Source material =>
►
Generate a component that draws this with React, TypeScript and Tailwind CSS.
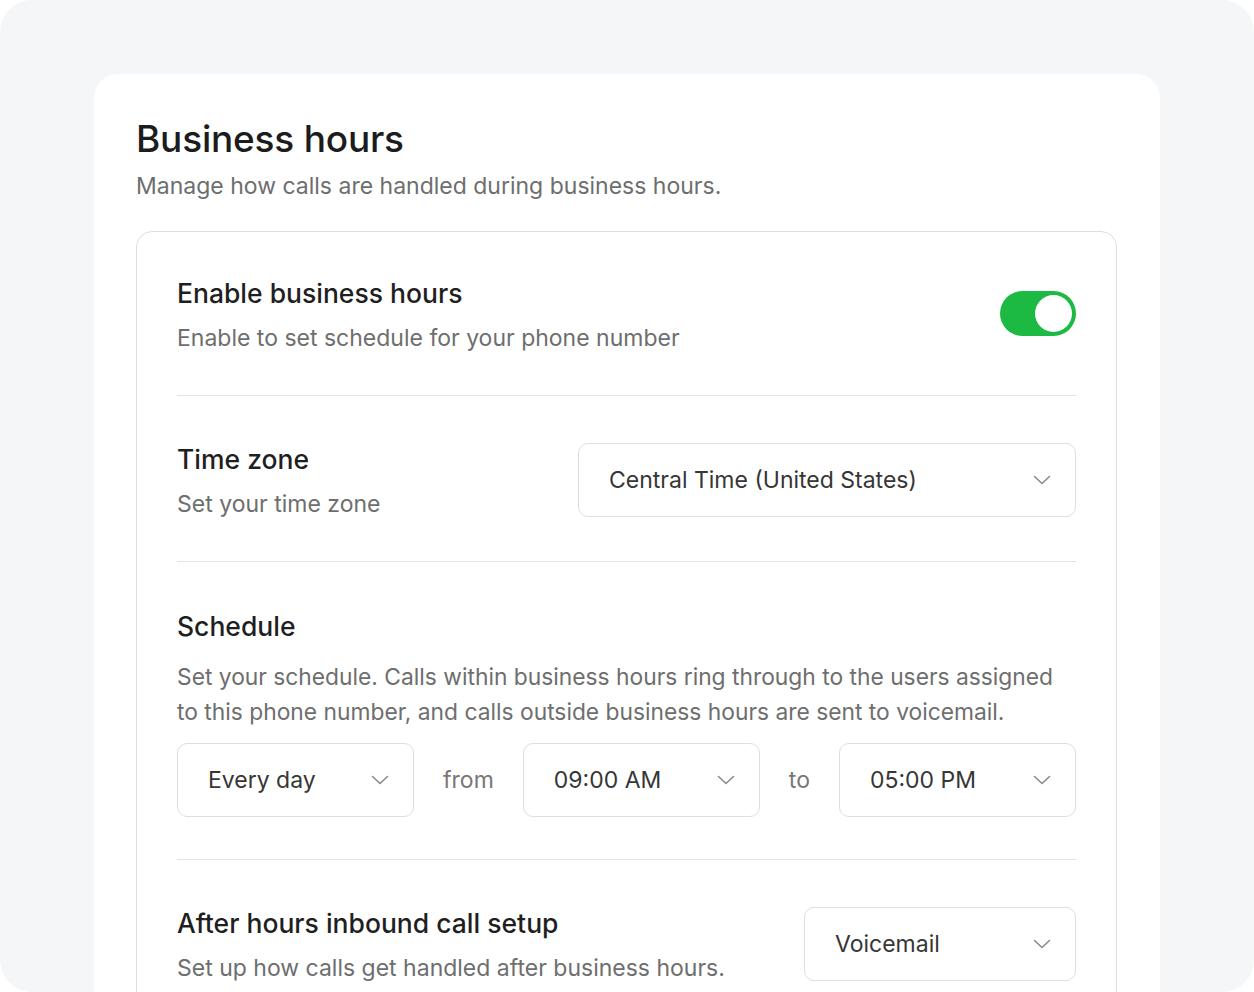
import React from "react"

const Chevron = () => (
  <svg width="18" height="10" viewBox="0 0 18 10" fill="none" className="shrink-0">
    <path d="M1.5 1.5L9 8.5L16.5 1.5" stroke="#8a8a8a" strokeWidth="1.6" strokeLinecap="round" strokeLinejoin="round" />
  </svg>
)

function Select({ value, className = "" }: { value: string; className?: string }) {
  return (
    <div className={`h-[74px] flex items-center justify-between pl-[30px] pr-[24px] border border-[#dedede] rounded-[10px] bg-white ${className}`}>
      <span className="text-[23px] text-[#363636] leading-[32px]">{value}</span>
      <Chevron />
    </div>
  )
}

function Toggle() {
  return (
    <div className="w-[76px] h-[45px] rounded-full bg-[#1dba43] flex items-center justify-end pr-[4px]">
      <div className="w-[37px] h-[37px] rounded-full bg-white" />
    </div>
  )
}

function Heading({ title, sub }: { title: string; sub: string }) {
  return (
    <div className="flex flex-col gap-[15px] translate-y-[2px]">
      <div className="text-[26.5px] leading-[30px] font-medium text-[#1f1f1f]">{title}</div>
      <div className="text-[23px] leading-[30px] text-[#6e6e6e]">{sub}</div>
    </div>
  )
}

export default function App() {
  return (
    <div className="w-[1254px] h-[992px] bg-white" style={{ fontFamily: "Inter, 'Noto Sans', sans-serif" }}>
      <div className="h-full rounded-[32px] bg-[#f5f6f7] overflow-hidden pt-[74px] px-[94px]">
        <div className="bg-white rounded-[24px] pl-[42px] pr-[43px] pt-[43px] pb-[40px]">
          <h1 className="text-[37px] leading-[44px] font-medium text-[#1c1c1c] tracking-[-0.2px]">Business hours</h1>
          <p className="mt-[9px] text-[23px] leading-[32px] text-[#6e6e6e]">Manage how calls are handled during business hours.</p>

          <div className="mt-[29px] border border-[#dedede] rounded-[16px] px-[40px]">
            <div className="flex items-center justify-between pt-[44px] pb-[44px] border-b border-[#e3e3e3]">
              <Heading title="Enable business hours" sub="Enable to set schedule for your phone number" />
              <Toggle />
            </div>

            <div className="flex items-center justify-between pt-[46px] pb-[44px] border-b border-[#e3e3e3]">
              <Heading title="Time zone" sub="Set your time zone" />
              <Select value="Central Time (United States)" className="w-[498px]" />
            </div>

            <div className="pt-[48px] pb-[42px] border-b border-[#e3e3e3]">
              <div className="text-[26.5px] leading-[32px] font-medium text-[#1f1f1f]">Schedule</div>
              <p className="mt-[17px] text-[22.8px] leading-[35px] text-[#6e6e6e]">
                Set your schedule. Calls within business hours ring through to the users assigned to this phone number, and calls outside business hours are sent to voicemail.
              </p>
              <div className="mt-[14px] flex items-center gap-[29px]">
                <Select value="Every day" className="flex-1" />
                <span className="text-[23px] text-[#777777]">from</span>
                <Select value="09:00 AM" className="flex-1" />
                <span className="text-[23px] text-[#777777]">to</span>
                <Select value="05:00 PM" className="flex-1" />
              </div>
            </div>

            <div className="flex items-center justify-between pt-[46px] pb-[45px]">
              <Heading title="After hours inbound call setup" sub="Set up how calls get handled after business hours." />
              <Select value="Voicemail" className="w-[272px]" />
            </div>
          </div>
        </div>
      </div>
    </div>
  )
}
◄
Description of the task =>
Repeat, word for word and with no pictures, only the lines running from the beginning of the data to the line that contains "during business hours.</p>".

Expected answer =>
Generate a component that draws this with React, TypeScript and Tailwind CSS.
import React from "react"

const Chevron = () => (
  <svg width="18" height="10" viewBox="0 0 18 10" fill="none" className="shrink-0">
    <path d="M1.5 1.5L9 8.5L16.5 1.5" stroke="#8a8a8a" strokeWidth="1.6" strokeLinecap="round" strokeLinejoin="round" />
  </svg>
)

function Select({ value, className = "" }: { value: string; className?: string }) {
  return (
    <div className={`h-[74px] flex items-center justify-between pl-[30px] pr-[24px] border border-[#dedede] rounded-[10px] bg-white ${className}`}>
      <span className="text-[23px] text-[#363636] leading-[32px]">{value}</span>
      <Chevron />
    </div>
  )
}

function Toggle() {
  return (
    <div className="w-[76px] h-[45px] rounded-full bg-[#1dba43] flex items-center justify-end pr-[4px]">
      <div className="w-[37px] h-[37px] rounded-full bg-white" />
    </div>
  )
}

function Heading({ title, sub }: { title: string; sub: string }) {
  return (
    <div className="flex flex-col gap-[15px] translate-y-[2px]">
      <div className="text-[26.5px] leading-[30px] font-medium text-[#1f1f1f]">{title}</div>
      <div className="text-[23px] leading-[30px] text-[#6e6e6e]">{sub}</div>
    </div>
  )
}

export default function App() {
  return (
    <div className="w-[1254px] h-[992px] bg-white" style={{ fontFamily: "Inter, 'Noto Sans', sans-serif" }}>
      <div className="h-full rounded-[32px] bg-[#f5f6f7] overflow-hidden pt-[74px] px-[94px]">
        <div className="bg-white rounded-[24px] pl-[42px] pr-[43px] pt-[43px] pb-[40px]">
          <h1 className="text-[37px] leading-[44px] font-medium text-[#1c1c1c] tracking-[-0.2px]">Business hours</h1>
          <p className="mt-[9px] text-[23px] leading-[32px] text-[#6e6e6e]">Manage how calls are handled during business hours.</p>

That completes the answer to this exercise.